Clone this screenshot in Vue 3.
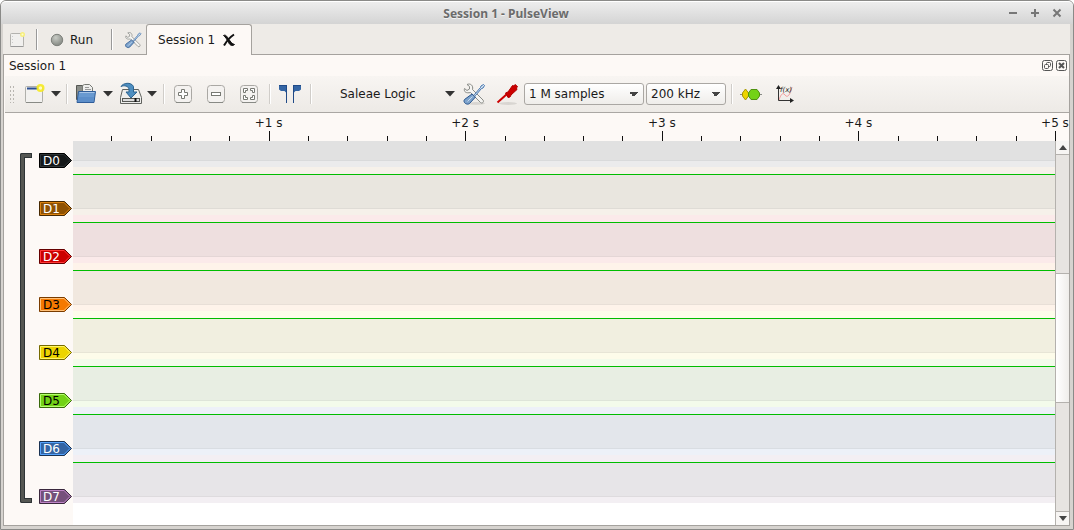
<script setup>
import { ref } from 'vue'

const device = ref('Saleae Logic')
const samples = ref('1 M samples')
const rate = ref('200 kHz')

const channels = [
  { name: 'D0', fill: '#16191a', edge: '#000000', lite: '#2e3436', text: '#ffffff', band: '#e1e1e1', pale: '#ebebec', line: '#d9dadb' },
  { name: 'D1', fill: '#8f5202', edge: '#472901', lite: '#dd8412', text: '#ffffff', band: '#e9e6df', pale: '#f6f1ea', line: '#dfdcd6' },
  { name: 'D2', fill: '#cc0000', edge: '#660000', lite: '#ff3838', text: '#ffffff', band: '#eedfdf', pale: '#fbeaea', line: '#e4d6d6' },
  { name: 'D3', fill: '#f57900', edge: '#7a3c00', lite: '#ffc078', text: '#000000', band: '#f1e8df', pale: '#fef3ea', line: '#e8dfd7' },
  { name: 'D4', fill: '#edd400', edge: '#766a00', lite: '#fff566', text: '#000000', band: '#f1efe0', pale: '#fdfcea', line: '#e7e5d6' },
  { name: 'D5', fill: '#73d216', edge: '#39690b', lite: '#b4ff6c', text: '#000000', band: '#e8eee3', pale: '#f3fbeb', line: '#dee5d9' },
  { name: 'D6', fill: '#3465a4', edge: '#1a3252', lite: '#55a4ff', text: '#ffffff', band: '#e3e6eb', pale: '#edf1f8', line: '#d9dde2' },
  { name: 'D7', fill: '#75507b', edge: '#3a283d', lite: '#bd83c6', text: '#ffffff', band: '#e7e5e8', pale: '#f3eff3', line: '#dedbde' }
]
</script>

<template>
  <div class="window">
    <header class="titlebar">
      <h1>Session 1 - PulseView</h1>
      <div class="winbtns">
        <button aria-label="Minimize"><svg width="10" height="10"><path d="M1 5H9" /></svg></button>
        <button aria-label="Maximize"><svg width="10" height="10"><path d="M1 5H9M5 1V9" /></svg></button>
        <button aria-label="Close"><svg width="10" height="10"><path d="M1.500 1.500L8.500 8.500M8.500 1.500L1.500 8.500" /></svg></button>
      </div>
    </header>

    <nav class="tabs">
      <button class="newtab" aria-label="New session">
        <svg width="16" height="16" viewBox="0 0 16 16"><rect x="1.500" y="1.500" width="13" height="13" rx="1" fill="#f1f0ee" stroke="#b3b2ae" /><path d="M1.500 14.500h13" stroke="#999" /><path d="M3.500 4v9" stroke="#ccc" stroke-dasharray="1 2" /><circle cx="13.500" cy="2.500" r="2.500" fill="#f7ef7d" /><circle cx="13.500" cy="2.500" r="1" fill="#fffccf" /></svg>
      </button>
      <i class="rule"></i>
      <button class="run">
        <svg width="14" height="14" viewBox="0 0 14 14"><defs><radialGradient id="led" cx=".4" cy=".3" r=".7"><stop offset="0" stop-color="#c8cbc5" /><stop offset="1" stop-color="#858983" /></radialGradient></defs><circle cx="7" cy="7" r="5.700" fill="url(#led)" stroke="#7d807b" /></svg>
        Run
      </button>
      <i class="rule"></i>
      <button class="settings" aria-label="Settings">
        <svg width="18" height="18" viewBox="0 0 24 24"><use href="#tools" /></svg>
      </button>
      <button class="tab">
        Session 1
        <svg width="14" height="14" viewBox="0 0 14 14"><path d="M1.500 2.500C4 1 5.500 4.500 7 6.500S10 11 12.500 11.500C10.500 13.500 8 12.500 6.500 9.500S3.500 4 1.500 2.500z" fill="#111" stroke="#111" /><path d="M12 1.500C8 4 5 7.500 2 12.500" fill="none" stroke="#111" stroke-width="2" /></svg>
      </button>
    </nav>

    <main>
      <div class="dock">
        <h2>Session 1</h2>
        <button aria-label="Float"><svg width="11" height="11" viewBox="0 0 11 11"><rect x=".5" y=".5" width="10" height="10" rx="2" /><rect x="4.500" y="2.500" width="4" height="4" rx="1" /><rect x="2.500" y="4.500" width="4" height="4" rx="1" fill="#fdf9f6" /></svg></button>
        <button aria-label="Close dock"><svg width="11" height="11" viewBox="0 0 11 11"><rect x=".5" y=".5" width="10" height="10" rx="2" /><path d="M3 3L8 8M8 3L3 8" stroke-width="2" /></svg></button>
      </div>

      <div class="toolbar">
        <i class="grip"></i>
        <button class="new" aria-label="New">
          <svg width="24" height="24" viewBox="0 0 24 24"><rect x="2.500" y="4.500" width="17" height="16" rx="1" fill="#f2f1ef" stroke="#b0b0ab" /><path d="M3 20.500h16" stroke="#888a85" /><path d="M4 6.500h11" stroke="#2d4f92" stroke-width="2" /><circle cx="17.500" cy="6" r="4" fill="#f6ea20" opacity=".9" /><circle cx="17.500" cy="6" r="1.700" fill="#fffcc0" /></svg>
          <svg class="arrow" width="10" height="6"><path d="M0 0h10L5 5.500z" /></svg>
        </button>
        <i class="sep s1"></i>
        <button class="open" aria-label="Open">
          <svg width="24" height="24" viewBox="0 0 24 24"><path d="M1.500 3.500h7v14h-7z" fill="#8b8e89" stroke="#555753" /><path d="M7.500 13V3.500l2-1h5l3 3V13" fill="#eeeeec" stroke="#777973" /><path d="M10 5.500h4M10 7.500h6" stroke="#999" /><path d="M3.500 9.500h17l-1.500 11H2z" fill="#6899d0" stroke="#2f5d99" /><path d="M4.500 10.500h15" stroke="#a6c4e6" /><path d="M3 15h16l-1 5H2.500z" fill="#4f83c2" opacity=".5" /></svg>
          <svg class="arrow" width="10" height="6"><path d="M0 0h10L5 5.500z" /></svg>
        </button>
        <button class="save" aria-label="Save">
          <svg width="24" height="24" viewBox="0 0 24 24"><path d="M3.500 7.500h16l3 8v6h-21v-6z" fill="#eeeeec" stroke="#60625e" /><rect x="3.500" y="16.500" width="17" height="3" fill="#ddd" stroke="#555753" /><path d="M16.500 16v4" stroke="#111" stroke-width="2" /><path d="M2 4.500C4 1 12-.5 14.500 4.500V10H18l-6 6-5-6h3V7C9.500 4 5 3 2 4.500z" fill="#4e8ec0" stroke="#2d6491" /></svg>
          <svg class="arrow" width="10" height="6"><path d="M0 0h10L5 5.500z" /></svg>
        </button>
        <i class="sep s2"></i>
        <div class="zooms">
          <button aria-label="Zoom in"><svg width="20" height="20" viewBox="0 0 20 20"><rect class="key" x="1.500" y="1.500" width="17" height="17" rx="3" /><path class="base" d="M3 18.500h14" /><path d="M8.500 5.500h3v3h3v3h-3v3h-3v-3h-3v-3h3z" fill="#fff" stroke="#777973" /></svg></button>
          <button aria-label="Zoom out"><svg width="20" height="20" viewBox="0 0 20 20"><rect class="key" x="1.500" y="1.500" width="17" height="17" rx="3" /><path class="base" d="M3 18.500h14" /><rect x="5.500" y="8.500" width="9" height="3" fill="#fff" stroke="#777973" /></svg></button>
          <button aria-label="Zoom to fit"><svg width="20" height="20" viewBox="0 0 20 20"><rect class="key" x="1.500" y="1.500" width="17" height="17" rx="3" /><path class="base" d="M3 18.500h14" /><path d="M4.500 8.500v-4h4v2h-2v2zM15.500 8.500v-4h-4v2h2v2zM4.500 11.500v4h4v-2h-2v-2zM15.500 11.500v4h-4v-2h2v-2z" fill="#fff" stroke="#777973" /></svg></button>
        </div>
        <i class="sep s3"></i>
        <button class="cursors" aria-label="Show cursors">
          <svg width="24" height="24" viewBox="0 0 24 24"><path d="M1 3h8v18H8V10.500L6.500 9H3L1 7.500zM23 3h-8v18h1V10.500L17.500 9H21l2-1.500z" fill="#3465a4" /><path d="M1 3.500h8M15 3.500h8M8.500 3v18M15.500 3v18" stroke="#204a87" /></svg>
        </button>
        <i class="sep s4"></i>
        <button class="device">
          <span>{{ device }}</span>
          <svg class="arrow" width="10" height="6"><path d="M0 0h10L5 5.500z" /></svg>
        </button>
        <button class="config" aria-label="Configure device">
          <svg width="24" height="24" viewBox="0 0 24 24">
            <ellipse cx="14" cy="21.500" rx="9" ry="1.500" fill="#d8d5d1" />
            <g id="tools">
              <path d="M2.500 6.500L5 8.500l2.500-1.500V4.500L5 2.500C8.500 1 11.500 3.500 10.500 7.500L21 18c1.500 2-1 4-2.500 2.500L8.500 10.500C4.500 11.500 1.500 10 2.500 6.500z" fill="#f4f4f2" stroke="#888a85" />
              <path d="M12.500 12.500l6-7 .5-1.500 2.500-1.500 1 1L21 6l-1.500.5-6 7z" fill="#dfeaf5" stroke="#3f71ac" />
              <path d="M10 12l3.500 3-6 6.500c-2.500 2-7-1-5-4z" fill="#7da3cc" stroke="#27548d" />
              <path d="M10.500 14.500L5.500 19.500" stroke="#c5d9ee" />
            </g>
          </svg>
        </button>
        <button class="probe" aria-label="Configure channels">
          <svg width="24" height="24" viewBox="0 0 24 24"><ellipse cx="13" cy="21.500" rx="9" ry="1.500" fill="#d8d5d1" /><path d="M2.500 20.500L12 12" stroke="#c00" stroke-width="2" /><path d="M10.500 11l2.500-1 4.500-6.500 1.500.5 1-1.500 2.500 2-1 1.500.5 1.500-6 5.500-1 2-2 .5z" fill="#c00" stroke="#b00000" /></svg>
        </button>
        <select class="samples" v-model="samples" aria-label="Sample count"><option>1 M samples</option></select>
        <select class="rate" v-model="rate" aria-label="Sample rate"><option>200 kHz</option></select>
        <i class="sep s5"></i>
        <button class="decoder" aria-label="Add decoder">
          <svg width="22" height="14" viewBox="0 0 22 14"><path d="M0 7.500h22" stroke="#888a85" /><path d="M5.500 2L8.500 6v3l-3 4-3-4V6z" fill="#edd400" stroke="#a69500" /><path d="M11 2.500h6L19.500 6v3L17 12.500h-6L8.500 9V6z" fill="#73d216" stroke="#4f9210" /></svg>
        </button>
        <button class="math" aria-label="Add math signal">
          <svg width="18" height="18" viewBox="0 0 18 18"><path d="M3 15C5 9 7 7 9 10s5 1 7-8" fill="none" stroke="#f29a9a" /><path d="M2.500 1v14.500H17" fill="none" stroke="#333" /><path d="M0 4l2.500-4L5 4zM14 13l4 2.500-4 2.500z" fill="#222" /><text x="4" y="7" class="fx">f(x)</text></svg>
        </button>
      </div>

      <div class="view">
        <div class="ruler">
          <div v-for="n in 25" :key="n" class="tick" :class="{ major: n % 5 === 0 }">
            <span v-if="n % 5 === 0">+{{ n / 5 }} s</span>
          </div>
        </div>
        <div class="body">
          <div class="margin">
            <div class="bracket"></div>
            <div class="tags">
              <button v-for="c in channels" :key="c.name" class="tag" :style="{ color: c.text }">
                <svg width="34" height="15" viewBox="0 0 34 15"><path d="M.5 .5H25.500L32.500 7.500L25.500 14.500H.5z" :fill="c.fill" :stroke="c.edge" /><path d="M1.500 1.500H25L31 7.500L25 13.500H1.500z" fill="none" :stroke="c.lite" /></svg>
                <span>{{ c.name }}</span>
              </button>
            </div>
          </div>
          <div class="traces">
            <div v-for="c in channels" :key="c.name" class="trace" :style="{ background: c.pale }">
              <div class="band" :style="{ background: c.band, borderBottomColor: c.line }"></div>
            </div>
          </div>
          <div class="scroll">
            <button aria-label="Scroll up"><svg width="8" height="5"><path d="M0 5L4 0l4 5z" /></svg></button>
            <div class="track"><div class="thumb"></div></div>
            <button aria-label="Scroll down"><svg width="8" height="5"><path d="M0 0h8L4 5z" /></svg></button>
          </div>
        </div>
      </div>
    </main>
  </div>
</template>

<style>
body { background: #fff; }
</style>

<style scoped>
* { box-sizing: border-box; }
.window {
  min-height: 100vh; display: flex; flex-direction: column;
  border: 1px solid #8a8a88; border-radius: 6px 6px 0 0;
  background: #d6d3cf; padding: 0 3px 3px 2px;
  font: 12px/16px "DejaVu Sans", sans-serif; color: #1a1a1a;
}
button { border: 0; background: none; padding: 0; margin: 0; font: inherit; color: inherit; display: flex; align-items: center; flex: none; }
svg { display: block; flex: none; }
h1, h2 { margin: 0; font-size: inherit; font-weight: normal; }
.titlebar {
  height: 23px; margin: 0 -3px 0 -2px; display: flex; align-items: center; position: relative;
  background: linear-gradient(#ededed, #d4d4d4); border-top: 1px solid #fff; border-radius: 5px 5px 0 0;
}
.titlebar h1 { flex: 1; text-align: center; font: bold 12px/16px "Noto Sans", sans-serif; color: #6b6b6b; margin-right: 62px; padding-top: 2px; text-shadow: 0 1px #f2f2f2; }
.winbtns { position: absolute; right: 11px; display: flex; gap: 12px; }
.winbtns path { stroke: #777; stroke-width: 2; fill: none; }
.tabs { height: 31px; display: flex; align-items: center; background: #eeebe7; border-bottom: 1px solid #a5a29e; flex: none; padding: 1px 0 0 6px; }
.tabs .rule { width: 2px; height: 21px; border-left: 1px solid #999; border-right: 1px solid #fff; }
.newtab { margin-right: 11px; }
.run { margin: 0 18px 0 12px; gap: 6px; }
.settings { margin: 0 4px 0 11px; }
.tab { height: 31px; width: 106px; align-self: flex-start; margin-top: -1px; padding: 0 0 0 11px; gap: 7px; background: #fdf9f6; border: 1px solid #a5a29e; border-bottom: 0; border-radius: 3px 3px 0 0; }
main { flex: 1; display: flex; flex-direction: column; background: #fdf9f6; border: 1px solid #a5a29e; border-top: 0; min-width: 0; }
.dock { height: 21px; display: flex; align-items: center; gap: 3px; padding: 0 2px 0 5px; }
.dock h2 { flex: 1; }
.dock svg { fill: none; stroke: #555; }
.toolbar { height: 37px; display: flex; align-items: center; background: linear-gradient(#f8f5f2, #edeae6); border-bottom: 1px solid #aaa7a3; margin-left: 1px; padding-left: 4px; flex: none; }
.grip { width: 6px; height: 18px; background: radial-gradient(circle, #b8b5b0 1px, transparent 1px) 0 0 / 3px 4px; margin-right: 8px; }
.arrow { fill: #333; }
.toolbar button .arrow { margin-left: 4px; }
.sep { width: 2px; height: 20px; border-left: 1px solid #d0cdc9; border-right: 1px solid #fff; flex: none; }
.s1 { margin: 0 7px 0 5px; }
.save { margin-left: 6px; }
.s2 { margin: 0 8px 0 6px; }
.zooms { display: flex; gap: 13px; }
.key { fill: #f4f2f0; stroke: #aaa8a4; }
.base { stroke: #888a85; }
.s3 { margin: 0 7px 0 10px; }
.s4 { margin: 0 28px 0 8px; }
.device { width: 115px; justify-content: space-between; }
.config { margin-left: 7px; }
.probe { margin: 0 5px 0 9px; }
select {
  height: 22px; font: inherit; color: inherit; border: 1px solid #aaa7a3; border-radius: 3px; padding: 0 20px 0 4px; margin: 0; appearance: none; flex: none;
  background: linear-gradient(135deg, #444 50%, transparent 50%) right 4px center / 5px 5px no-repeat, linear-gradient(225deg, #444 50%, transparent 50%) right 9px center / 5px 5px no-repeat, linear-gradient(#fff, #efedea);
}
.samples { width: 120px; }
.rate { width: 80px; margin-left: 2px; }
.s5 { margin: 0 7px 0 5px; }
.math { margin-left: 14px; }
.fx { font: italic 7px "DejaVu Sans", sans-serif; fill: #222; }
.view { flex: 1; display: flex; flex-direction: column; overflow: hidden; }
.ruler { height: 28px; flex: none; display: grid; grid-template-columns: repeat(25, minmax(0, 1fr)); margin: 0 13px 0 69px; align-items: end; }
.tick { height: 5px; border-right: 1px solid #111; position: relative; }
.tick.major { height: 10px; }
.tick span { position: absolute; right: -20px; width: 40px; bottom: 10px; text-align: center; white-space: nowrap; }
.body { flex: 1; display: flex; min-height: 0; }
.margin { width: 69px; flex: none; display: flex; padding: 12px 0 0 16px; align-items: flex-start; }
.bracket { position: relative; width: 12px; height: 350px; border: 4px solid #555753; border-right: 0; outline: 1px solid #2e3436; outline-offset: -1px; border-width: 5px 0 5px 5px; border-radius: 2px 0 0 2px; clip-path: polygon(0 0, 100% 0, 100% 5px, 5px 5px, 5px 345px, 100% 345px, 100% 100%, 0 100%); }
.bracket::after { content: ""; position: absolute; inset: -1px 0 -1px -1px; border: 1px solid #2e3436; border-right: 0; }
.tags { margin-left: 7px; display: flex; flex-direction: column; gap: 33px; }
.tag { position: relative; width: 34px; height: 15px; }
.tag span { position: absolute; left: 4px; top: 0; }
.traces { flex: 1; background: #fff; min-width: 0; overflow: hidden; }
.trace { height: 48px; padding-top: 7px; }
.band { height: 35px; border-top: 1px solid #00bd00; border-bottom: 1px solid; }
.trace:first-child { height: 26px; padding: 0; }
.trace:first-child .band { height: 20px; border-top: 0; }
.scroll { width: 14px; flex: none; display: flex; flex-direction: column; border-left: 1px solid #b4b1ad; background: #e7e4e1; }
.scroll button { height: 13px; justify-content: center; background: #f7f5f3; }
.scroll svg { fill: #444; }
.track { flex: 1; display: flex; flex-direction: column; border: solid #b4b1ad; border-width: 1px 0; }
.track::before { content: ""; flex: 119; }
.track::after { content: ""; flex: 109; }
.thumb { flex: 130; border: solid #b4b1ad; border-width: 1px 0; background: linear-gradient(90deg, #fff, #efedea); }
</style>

(Set exercise) Pictures are excluded; extract exactly the lines from the start of the data through the line that holds "const rate = ref('200 kHz')", both ends included.

(Correct result)
Clone this screenshot in Vue 3.
<script setup>
import { ref } from 'vue'

const device = ref('Saleae Logic')
const samples = ref('1 M samples')
const rate = ref('200 kHz')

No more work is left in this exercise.